*Job:* In the listing below, count the lines containing the string "this" and state only the number.

□ □ □ □

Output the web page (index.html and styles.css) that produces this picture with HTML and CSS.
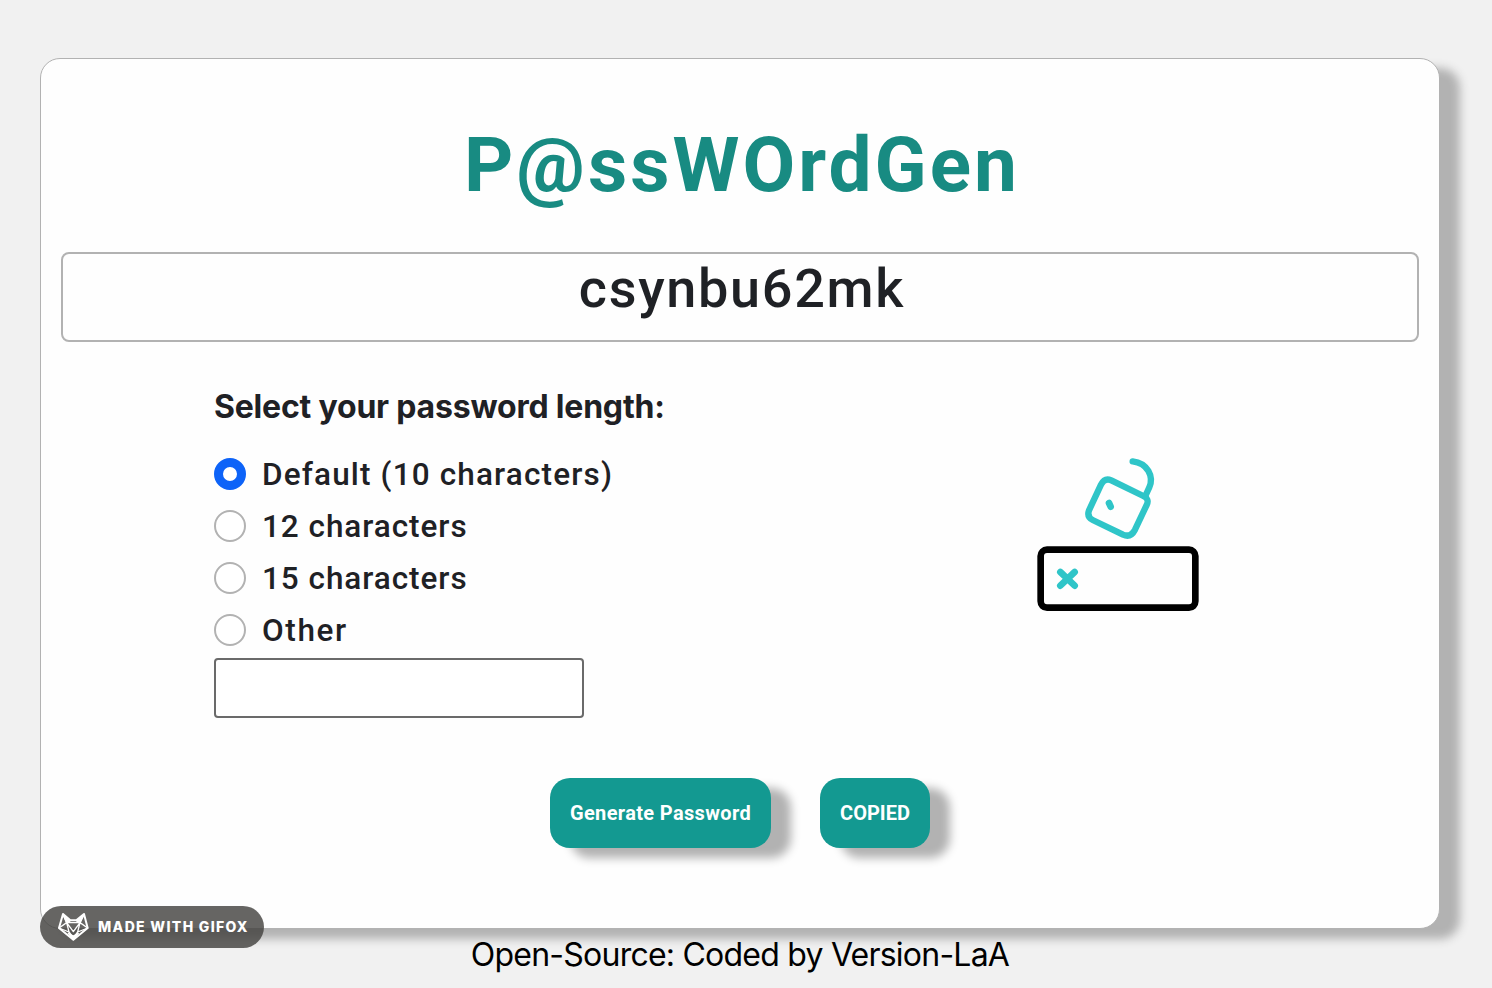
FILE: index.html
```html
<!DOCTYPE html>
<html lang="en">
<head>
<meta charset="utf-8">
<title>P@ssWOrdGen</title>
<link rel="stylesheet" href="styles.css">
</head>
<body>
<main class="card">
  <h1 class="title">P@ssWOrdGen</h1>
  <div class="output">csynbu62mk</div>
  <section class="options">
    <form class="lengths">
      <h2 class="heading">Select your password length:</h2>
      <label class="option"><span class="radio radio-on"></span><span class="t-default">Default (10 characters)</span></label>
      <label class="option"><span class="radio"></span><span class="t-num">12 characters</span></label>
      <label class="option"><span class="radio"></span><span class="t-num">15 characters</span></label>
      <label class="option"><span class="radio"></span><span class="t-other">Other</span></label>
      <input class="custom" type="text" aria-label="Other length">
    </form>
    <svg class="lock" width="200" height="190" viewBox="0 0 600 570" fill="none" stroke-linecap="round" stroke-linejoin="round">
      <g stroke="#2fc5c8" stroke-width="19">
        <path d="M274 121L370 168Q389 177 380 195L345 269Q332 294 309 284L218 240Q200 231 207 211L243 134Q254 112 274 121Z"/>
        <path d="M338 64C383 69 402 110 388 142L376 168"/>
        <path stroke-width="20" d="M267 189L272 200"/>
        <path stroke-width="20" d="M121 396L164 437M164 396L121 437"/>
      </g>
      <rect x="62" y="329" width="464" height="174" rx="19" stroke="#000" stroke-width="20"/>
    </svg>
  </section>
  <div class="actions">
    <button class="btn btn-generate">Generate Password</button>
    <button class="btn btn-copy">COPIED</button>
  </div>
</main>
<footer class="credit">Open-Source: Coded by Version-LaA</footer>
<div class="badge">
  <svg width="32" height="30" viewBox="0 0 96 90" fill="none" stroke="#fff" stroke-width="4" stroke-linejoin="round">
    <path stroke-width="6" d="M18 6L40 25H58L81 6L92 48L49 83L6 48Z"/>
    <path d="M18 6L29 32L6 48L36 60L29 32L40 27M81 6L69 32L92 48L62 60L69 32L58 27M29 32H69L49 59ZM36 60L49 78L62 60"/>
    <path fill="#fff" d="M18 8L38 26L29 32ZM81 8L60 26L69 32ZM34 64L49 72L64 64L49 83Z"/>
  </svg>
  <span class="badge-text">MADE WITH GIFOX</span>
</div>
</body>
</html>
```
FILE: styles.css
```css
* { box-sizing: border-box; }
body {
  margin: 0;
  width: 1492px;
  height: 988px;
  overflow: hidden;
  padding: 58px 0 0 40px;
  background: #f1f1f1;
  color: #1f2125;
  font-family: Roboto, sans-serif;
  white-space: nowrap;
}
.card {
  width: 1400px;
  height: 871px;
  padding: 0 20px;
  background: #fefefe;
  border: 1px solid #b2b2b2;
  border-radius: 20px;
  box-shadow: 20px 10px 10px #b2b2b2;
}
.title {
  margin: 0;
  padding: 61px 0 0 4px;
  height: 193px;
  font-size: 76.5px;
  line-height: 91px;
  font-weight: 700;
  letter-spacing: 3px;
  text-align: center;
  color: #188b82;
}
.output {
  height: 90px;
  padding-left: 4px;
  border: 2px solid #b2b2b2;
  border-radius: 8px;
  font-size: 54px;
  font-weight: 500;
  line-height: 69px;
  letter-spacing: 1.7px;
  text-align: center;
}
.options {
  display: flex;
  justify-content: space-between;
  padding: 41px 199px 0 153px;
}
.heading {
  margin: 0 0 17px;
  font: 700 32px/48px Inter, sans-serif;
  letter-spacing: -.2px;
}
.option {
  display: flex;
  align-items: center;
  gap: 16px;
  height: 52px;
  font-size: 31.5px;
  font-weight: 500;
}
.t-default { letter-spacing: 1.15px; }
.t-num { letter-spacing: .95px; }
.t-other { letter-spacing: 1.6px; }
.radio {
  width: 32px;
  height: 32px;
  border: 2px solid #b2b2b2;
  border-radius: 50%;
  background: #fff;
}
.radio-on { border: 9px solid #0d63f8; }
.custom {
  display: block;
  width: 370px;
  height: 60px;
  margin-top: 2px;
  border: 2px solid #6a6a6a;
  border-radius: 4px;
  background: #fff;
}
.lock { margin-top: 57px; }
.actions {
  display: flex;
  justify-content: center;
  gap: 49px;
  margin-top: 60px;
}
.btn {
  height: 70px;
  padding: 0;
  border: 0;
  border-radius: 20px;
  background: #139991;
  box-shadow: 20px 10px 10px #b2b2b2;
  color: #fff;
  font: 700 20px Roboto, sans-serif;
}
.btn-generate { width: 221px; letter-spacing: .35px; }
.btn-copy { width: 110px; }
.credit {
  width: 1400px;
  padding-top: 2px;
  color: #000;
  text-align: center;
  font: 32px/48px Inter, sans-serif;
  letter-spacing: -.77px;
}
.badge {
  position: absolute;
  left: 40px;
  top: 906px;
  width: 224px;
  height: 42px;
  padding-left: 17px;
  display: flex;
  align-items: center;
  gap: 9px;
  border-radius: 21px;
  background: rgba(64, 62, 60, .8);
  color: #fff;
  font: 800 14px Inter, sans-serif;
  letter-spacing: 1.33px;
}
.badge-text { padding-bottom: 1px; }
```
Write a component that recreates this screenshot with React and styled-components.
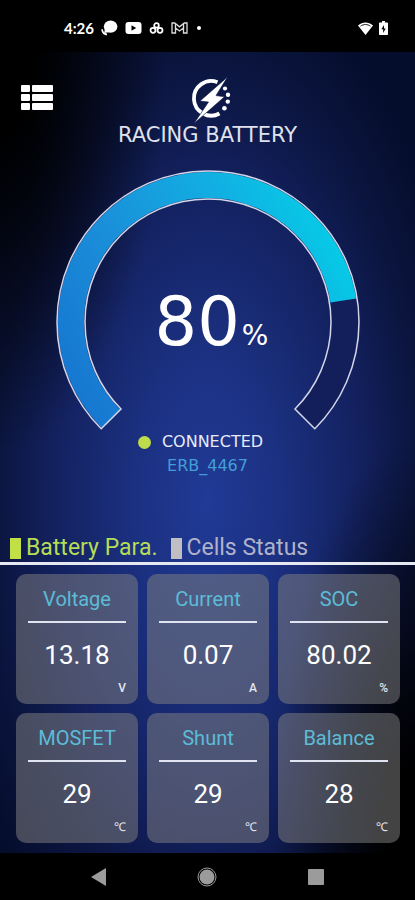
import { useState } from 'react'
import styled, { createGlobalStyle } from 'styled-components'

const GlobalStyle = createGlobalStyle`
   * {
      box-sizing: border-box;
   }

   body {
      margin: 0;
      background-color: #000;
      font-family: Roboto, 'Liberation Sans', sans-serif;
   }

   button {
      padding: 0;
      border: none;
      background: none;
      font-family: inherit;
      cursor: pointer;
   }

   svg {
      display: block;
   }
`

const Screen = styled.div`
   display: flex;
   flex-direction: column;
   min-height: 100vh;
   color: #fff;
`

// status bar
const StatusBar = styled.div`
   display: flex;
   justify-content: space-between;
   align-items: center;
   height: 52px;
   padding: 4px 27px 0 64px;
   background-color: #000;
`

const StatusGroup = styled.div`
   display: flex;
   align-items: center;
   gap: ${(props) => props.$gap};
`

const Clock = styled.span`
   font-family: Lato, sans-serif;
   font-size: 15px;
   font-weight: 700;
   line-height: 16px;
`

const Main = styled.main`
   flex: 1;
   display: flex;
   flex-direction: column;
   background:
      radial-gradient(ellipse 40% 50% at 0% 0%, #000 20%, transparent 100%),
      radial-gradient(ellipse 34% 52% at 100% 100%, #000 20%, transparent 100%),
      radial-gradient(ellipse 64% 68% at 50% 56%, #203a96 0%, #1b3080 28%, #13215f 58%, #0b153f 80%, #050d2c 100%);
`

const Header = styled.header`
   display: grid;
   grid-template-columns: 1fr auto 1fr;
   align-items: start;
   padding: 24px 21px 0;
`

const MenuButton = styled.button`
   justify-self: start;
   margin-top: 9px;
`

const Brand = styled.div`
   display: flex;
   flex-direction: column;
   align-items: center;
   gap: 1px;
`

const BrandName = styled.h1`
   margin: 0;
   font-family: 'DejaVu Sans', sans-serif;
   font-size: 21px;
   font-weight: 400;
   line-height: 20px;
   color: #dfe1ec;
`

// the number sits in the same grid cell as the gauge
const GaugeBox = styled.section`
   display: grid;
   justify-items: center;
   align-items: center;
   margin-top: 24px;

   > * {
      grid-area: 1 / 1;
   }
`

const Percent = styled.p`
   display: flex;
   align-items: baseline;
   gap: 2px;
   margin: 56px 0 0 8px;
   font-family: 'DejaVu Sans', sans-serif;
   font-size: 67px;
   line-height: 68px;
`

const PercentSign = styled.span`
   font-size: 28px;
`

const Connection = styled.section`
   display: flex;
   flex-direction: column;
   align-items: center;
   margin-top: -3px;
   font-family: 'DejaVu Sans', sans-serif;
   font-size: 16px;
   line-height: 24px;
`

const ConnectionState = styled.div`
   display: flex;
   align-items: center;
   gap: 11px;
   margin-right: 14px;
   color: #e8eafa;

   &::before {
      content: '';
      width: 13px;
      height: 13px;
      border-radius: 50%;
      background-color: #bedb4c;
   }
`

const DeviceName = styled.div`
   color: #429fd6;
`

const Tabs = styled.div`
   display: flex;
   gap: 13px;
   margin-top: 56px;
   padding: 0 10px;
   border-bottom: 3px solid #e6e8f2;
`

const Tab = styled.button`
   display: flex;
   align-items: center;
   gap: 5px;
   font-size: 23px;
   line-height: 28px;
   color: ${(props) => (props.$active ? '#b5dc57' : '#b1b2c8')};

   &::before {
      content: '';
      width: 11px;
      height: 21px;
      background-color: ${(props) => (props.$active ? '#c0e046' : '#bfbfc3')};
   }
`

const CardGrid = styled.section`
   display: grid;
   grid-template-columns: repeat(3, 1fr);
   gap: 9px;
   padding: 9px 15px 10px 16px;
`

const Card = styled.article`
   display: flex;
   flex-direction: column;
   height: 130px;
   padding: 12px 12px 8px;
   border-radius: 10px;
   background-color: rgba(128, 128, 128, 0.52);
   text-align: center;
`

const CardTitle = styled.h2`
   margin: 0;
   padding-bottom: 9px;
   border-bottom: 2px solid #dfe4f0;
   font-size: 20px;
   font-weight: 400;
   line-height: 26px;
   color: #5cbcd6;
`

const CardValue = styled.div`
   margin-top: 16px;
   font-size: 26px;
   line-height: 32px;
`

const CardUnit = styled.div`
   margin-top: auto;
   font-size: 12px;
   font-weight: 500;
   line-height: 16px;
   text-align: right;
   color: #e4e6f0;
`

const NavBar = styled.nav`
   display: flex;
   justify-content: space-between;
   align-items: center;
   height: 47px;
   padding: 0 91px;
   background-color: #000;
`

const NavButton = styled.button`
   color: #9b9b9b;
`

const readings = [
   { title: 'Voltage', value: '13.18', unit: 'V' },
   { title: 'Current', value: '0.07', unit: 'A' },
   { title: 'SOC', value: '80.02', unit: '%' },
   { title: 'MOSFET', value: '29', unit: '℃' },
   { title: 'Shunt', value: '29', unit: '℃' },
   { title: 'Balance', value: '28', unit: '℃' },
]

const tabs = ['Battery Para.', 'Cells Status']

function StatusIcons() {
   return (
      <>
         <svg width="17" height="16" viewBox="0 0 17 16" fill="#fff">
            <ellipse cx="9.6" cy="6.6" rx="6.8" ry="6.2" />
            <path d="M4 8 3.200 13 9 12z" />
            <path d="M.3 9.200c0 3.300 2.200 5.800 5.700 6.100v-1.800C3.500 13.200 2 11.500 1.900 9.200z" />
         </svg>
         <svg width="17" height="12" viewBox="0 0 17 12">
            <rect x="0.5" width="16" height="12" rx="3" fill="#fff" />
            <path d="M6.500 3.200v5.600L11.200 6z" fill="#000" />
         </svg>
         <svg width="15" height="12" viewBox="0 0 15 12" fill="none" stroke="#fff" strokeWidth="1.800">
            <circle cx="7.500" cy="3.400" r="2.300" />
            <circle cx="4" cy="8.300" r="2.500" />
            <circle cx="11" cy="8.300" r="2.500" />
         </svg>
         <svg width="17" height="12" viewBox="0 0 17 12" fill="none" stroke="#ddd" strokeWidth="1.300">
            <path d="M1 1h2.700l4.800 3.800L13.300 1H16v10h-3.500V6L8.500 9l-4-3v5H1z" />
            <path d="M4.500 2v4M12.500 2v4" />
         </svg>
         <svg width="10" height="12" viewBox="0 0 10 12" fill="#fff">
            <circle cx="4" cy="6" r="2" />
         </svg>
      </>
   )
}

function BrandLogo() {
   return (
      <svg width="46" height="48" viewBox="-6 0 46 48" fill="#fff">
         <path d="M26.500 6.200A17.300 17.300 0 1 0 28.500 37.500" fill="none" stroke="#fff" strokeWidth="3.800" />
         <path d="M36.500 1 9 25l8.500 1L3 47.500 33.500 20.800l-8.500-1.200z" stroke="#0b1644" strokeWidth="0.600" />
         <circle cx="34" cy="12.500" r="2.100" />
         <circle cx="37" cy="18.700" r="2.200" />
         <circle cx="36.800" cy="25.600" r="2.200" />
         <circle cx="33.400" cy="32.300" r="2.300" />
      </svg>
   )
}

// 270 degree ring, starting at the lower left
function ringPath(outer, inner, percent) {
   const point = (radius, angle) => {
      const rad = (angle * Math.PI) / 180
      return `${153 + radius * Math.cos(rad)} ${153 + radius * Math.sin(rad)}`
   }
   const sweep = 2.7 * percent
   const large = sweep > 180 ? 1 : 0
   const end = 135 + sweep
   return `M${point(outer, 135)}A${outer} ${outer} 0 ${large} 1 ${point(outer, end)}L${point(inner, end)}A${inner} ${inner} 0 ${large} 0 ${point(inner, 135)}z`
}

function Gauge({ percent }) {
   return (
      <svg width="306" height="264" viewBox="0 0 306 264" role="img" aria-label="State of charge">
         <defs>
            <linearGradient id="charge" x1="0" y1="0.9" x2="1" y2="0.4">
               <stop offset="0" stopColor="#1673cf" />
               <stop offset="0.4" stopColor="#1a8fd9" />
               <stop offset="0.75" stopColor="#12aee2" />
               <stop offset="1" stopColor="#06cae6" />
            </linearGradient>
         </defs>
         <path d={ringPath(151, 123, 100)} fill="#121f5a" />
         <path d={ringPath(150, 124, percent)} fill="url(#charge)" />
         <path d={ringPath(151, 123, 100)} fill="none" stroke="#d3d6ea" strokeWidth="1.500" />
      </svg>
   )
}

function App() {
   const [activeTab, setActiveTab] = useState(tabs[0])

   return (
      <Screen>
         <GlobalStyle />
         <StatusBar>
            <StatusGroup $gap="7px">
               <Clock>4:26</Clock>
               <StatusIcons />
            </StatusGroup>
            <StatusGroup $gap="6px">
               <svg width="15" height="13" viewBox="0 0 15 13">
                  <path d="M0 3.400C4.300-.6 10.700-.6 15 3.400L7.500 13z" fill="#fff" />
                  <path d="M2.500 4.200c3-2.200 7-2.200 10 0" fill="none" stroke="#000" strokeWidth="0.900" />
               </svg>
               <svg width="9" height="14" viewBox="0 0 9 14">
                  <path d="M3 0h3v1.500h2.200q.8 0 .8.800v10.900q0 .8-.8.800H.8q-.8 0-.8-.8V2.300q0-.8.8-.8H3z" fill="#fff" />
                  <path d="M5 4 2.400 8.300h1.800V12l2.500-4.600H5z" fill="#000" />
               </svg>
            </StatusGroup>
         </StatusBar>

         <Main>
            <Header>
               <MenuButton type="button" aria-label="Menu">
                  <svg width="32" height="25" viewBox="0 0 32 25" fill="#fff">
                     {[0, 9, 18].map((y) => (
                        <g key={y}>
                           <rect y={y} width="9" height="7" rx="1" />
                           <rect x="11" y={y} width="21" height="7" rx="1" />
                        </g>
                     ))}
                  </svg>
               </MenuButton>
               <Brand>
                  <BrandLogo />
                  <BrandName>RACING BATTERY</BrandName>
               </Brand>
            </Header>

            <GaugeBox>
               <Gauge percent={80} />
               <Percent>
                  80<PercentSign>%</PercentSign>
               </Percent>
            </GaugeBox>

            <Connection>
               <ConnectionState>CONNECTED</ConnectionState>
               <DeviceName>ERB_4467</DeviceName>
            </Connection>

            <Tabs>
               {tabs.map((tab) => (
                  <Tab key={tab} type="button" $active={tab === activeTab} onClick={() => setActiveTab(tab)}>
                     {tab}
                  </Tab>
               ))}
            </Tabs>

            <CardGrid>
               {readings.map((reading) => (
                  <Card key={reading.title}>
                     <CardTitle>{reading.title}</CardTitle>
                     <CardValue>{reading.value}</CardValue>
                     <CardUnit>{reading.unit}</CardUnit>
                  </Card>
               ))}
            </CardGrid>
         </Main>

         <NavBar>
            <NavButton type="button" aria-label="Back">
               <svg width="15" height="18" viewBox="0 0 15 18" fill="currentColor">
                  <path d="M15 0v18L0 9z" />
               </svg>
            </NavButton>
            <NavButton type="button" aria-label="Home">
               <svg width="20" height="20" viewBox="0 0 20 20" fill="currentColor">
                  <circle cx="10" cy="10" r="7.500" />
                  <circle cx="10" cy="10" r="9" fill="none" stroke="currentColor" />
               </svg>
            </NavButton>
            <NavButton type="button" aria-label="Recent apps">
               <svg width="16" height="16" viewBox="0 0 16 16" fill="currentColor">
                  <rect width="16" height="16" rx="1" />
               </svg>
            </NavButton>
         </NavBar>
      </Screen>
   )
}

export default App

□ □ □ □

*Full output:* 2